-- START Data provided --
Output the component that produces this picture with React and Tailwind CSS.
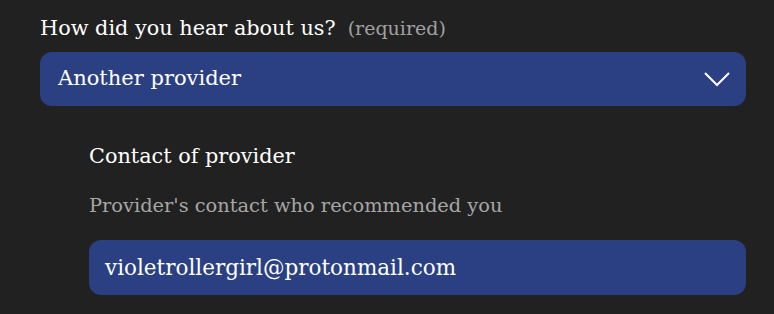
export default function App() {
  return (
    <div
      className="h-[314px] w-[774px] overflow-hidden bg-[#212121] pl-10 pr-7 pt-3 text-white"
      style={{ fontFamily: '"DejaVu Serif", serif' }}
    >
      <div className="flex items-baseline gap-3">
        <span className="text-[20.8px] leading-8">How did you hear about us?</span>
        <span className="text-[19px] text-[#a0a0a0]">(required)</span>
      </div>
      <button
        type="button"
        className="mt-2 flex h-[54px] w-full items-center justify-between rounded-xl bg-[#2b4083] pl-[18px] pr-[15px] text-[21px]"
      >
        <span>Another provider</span>
        <svg width="28" height="18" viewBox="0 0 28 18" fill="none" stroke="white" strokeWidth="2">
          <path d="M2 3 L14 15 L26 3" />
        </svg>
      </button>
      <div className="pl-[49px] pt-[34px]">
        <div className="text-[20.8px] leading-8">Contact of provider</div>
        <div className="mt-[20px] text-[19.4px] leading-7 text-[#a6a6a6]">
          Provider's contact who recommended you
        </div>
        <div className="mt-[20px] flex h-[55px] items-center rounded-xl bg-[#2b4083] pb-[1px] pl-4 pt-[3px] text-[21.5px]">
          violetrollergirl@protonmail.com
        </div>
      </div>
    </div>
  )
}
-- END Data provided --
▸ Required task
Exactly as written, return every line of the listing, but not the pictures.

▸ Task result
Output the component that produces this picture with React and Tailwind CSS.
export default function App() {
  return (
    <div
      className="h-[314px] w-[774px] overflow-hidden bg-[#212121] pl-10 pr-7 pt-3 text-white"
      style={{ fontFamily: '"DejaVu Serif", serif' }}
    >
      <div className="flex items-baseline gap-3">
        <span className="text-[20.8px] leading-8">How did you hear about us?</span>
        <span className="text-[19px] text-[#a0a0a0]">(required)</span>
      </div>
      <button
        type="button"
        className="mt-2 flex h-[54px] w-full items-center justify-between rounded-xl bg-[#2b4083] pl-[18px] pr-[15px] text-[21px]"
      >
        <span>Another provider</span>
        <svg width="28" height="18" viewBox="0 0 28 18" fill="none" stroke="white" strokeWidth="2">
          <path d="M2 3 L14 15 L26 3" />
        </svg>
      </button>
      <div className="pl-[49px] pt-[34px]">
        <div className="text-[20.8px] leading-8">Contact of provider</div>
        <div className="mt-[20px] text-[19.4px] leading-7 text-[#a6a6a6]">
          Provider's contact who recommended you
        </div>
        <div className="mt-[20px] flex h-[55px] items-center rounded-xl bg-[#2b4083] pb-[1px] pl-4 pt-[3px] text-[21.5px]">
          violetrollergirl@protonmail.com
        </div>
      </div>
    </div>
  )
}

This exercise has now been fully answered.